━━ Task inputs ━━
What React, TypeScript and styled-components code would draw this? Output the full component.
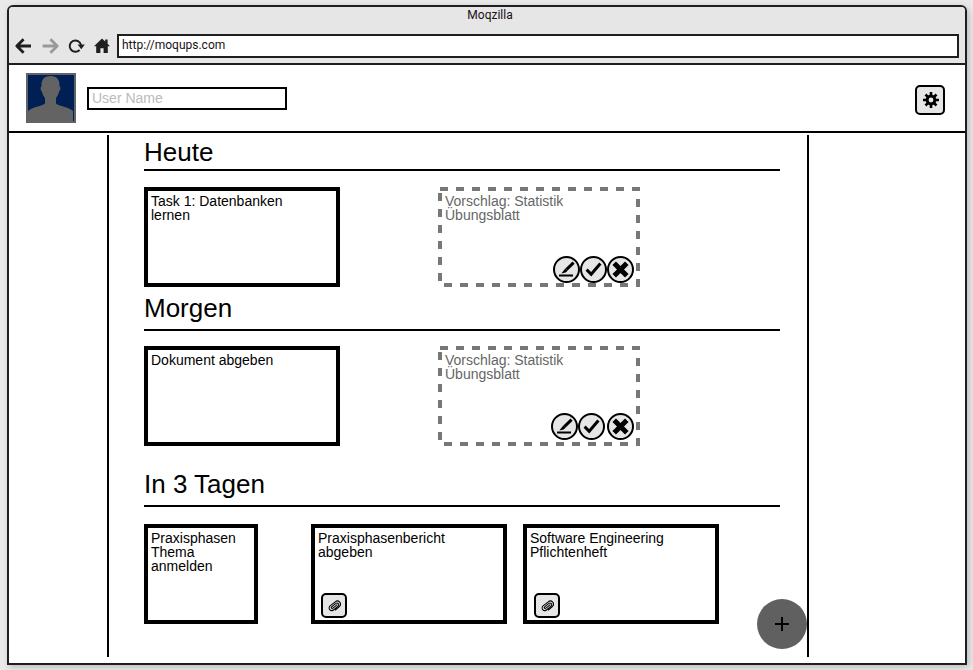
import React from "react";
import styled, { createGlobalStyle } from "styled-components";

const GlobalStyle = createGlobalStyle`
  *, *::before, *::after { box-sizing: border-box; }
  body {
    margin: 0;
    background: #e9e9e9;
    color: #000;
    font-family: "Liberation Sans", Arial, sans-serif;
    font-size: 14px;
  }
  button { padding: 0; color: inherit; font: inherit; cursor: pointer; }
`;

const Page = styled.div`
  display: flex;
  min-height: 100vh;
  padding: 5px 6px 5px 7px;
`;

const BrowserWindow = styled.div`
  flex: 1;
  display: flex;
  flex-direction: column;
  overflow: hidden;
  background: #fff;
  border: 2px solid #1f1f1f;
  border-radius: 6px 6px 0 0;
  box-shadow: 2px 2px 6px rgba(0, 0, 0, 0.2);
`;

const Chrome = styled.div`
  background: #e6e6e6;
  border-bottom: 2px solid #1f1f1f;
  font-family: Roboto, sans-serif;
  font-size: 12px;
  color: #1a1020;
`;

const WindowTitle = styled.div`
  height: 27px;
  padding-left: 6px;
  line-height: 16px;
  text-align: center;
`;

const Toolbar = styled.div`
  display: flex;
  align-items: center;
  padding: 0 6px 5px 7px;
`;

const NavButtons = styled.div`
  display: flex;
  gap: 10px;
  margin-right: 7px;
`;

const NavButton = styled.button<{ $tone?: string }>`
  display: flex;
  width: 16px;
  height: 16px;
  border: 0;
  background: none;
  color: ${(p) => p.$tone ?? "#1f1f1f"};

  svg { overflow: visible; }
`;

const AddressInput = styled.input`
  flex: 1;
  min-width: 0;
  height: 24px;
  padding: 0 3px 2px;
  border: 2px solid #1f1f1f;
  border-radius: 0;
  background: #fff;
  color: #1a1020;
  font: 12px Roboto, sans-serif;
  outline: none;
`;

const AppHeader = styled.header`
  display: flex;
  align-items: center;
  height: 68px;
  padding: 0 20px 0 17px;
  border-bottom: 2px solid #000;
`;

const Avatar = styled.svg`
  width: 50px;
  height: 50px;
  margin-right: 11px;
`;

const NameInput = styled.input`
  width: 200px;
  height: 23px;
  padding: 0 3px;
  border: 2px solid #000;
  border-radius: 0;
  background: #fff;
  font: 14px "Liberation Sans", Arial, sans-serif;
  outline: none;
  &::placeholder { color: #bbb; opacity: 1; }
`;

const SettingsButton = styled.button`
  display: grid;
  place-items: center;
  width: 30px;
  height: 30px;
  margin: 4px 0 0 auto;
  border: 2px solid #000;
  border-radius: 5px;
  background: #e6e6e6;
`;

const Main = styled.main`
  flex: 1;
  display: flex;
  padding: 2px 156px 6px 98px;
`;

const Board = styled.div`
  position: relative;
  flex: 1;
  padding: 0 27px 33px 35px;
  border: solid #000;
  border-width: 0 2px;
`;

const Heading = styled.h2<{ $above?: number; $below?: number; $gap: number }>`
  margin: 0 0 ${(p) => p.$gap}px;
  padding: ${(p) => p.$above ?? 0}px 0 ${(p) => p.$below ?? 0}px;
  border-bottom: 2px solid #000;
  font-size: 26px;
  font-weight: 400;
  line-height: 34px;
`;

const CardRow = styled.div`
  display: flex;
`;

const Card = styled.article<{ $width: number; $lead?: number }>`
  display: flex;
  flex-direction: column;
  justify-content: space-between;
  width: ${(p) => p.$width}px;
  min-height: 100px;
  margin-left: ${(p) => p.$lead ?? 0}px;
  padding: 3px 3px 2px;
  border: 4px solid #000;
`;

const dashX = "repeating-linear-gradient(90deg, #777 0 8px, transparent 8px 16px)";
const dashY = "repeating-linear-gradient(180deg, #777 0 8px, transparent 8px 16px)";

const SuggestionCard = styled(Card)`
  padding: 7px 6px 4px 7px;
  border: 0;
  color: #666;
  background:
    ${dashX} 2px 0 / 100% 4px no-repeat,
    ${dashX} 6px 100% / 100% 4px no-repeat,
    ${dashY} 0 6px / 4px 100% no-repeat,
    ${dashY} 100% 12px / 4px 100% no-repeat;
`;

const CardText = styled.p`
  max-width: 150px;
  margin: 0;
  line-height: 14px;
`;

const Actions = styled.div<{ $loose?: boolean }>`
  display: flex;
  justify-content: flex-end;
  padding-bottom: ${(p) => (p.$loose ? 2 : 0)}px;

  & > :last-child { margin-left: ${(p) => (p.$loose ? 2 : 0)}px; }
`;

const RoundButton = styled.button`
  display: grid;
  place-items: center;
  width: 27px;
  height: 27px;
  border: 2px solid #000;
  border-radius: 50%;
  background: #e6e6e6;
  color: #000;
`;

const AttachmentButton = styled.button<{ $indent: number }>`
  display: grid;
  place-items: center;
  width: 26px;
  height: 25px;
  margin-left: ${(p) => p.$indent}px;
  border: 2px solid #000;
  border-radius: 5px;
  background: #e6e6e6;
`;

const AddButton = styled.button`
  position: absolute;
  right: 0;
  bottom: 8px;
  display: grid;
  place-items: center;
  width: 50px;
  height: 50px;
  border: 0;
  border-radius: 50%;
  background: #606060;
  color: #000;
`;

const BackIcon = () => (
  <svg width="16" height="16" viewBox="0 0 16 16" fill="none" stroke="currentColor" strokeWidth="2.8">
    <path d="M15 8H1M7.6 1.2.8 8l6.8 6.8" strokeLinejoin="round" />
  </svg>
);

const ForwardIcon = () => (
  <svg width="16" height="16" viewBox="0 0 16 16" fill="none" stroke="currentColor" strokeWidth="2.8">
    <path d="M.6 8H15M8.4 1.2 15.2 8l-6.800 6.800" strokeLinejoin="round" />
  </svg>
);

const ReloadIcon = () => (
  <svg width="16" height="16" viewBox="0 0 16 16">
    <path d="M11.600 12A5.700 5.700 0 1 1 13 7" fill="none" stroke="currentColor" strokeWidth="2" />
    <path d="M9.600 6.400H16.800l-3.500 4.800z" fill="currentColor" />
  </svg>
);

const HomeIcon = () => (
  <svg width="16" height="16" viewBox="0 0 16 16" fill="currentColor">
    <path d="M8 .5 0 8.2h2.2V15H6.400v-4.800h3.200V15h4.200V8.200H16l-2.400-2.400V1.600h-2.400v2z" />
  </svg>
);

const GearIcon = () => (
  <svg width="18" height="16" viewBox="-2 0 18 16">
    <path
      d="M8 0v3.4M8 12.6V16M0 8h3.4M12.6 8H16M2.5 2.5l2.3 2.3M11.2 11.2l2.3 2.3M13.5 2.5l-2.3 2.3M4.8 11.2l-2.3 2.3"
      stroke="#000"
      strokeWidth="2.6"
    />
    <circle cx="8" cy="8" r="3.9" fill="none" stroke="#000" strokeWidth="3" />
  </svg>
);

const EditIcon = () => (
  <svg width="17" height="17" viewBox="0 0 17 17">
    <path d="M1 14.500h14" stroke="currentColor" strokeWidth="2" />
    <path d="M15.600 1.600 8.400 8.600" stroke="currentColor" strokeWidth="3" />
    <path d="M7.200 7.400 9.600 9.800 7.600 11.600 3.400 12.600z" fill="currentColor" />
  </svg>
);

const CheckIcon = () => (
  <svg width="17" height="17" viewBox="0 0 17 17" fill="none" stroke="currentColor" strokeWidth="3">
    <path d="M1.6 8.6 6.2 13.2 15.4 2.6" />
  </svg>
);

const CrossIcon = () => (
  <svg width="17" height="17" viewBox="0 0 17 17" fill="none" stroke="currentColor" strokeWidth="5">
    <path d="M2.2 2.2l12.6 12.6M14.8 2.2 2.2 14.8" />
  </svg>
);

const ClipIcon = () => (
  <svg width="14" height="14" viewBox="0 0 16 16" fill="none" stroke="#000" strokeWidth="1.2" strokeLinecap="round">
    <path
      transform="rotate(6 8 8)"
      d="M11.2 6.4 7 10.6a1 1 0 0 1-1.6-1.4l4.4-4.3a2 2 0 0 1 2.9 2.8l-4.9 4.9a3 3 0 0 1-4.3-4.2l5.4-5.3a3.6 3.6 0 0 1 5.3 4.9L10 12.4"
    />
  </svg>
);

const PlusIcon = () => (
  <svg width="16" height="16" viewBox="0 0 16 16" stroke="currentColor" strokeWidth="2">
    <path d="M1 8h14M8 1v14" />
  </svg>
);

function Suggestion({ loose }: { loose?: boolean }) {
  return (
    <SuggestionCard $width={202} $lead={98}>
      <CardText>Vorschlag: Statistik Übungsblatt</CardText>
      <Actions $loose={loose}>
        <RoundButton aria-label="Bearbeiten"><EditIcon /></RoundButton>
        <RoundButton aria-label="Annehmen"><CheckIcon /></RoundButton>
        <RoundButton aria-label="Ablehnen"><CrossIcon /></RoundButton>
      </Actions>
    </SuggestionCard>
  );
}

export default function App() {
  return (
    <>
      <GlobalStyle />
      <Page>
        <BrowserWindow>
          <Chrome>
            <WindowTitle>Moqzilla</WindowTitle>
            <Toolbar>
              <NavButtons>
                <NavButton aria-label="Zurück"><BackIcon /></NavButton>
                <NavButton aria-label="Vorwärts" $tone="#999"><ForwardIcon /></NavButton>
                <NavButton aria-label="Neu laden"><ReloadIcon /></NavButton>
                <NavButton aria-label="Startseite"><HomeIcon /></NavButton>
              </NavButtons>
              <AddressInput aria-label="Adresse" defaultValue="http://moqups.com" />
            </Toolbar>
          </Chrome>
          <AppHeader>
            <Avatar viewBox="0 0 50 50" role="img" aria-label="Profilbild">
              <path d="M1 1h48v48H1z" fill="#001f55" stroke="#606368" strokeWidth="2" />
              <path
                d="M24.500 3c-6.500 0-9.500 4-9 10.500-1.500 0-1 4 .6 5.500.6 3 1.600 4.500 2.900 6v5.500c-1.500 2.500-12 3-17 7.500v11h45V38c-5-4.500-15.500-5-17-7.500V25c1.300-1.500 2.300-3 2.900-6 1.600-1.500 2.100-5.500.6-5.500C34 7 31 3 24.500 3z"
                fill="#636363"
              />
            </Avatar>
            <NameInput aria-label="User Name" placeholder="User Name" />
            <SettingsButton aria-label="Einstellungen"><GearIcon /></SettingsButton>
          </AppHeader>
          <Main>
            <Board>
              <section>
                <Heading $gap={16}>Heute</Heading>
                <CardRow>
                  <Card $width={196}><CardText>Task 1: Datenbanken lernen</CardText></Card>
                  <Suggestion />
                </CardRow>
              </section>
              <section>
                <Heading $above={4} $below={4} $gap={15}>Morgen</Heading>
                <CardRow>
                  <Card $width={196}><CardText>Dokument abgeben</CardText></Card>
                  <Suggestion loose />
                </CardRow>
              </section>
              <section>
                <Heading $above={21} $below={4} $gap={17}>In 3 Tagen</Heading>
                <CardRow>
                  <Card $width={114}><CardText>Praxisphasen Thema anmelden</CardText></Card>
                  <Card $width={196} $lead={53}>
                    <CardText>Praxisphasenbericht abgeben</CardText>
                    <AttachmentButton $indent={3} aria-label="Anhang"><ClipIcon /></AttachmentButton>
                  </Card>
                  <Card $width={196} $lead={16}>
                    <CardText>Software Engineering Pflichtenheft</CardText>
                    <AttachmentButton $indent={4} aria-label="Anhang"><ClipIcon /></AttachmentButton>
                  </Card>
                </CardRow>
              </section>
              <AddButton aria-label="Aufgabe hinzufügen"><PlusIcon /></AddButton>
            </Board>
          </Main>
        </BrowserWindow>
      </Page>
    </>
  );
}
━━━
━━ Task inputs ━━
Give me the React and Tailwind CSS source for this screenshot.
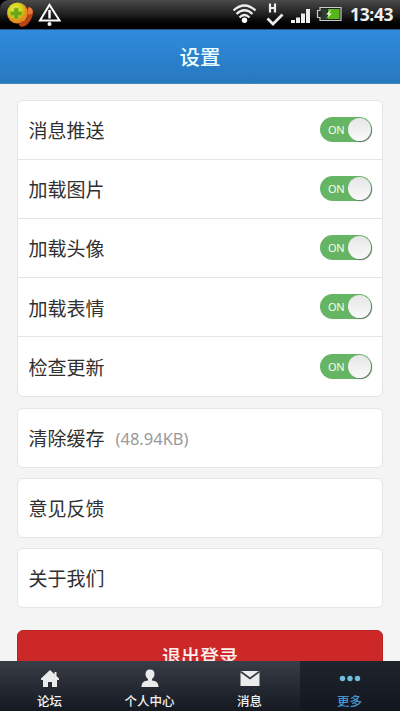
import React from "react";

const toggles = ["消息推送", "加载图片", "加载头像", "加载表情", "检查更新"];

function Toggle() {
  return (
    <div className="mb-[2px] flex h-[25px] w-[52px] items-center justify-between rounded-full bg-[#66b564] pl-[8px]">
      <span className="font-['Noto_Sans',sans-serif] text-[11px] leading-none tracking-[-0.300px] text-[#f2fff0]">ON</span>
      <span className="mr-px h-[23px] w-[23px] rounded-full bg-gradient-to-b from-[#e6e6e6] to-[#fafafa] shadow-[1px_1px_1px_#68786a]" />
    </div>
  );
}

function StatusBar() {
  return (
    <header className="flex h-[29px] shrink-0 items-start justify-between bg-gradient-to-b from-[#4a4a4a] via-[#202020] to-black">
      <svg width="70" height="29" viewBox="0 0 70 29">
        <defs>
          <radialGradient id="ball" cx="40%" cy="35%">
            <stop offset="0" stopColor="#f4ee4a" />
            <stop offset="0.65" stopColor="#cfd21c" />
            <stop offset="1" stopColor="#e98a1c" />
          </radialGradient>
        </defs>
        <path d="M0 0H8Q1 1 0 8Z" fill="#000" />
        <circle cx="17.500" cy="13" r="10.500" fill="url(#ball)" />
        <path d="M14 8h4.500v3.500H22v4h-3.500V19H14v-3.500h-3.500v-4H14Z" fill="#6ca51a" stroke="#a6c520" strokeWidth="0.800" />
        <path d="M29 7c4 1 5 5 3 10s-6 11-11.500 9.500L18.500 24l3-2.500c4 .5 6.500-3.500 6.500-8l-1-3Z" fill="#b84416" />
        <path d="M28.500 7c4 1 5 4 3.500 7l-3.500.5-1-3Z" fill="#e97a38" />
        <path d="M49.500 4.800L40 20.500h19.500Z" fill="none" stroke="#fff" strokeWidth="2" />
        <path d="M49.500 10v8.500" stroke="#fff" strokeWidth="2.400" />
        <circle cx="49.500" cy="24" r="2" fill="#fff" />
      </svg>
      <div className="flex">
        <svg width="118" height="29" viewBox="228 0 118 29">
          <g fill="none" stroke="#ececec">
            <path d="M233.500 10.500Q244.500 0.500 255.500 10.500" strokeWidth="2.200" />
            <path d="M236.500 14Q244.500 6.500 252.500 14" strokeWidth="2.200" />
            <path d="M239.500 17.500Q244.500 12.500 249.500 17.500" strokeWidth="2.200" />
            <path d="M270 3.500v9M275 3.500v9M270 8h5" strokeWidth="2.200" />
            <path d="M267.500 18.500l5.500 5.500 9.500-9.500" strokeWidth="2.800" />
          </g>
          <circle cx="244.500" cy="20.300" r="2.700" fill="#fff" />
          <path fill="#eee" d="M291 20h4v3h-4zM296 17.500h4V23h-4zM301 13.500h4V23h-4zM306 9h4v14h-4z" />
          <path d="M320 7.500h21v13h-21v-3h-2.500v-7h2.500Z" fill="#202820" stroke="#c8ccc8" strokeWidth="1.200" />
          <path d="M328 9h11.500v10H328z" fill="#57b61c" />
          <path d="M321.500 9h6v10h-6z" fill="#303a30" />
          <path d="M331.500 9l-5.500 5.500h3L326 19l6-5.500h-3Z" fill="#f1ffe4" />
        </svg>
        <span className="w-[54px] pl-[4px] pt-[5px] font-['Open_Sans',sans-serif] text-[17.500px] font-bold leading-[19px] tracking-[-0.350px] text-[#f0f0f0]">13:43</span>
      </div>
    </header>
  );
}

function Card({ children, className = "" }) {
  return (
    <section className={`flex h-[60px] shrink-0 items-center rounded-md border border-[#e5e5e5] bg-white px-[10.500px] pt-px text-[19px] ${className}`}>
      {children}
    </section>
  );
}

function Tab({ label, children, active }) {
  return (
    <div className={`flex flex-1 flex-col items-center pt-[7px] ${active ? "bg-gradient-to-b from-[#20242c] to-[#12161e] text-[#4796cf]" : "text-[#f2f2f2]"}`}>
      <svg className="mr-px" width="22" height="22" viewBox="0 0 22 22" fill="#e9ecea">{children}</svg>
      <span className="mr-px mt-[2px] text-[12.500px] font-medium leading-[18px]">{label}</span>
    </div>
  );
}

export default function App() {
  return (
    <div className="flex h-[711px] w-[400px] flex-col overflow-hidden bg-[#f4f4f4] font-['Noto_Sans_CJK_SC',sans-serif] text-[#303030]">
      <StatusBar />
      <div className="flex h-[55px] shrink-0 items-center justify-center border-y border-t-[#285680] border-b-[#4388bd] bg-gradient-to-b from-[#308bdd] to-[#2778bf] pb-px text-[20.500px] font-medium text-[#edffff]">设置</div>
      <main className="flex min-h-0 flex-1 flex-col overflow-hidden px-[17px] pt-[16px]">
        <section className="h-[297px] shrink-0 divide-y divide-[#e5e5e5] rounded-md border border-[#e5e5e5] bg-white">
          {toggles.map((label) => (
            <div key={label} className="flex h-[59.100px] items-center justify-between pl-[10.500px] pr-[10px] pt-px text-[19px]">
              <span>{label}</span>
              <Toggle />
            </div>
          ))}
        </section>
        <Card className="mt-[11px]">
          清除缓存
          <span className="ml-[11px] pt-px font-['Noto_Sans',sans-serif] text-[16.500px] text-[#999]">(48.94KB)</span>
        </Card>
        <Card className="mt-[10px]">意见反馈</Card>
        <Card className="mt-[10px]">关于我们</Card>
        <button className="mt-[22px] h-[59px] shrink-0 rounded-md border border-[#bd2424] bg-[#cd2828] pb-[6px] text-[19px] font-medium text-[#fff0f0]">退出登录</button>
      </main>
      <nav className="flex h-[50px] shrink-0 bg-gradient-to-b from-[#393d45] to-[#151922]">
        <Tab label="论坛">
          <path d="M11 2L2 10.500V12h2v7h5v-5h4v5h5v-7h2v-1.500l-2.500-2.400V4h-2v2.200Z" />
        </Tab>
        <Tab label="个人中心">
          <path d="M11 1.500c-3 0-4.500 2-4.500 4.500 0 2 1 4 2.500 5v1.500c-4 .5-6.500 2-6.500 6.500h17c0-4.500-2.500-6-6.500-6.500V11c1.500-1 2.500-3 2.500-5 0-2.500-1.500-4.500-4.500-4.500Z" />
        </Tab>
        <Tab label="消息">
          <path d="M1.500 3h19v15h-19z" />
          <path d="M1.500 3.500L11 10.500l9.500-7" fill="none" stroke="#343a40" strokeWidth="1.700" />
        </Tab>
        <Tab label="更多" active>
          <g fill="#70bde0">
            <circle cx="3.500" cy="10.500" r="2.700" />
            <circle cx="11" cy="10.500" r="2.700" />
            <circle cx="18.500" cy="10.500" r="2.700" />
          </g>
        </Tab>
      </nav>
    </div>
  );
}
━━━
> _Given problem_:
Work out how many lines of the data above contain the string "components" and give the number alone.

> _Answer in full_:
2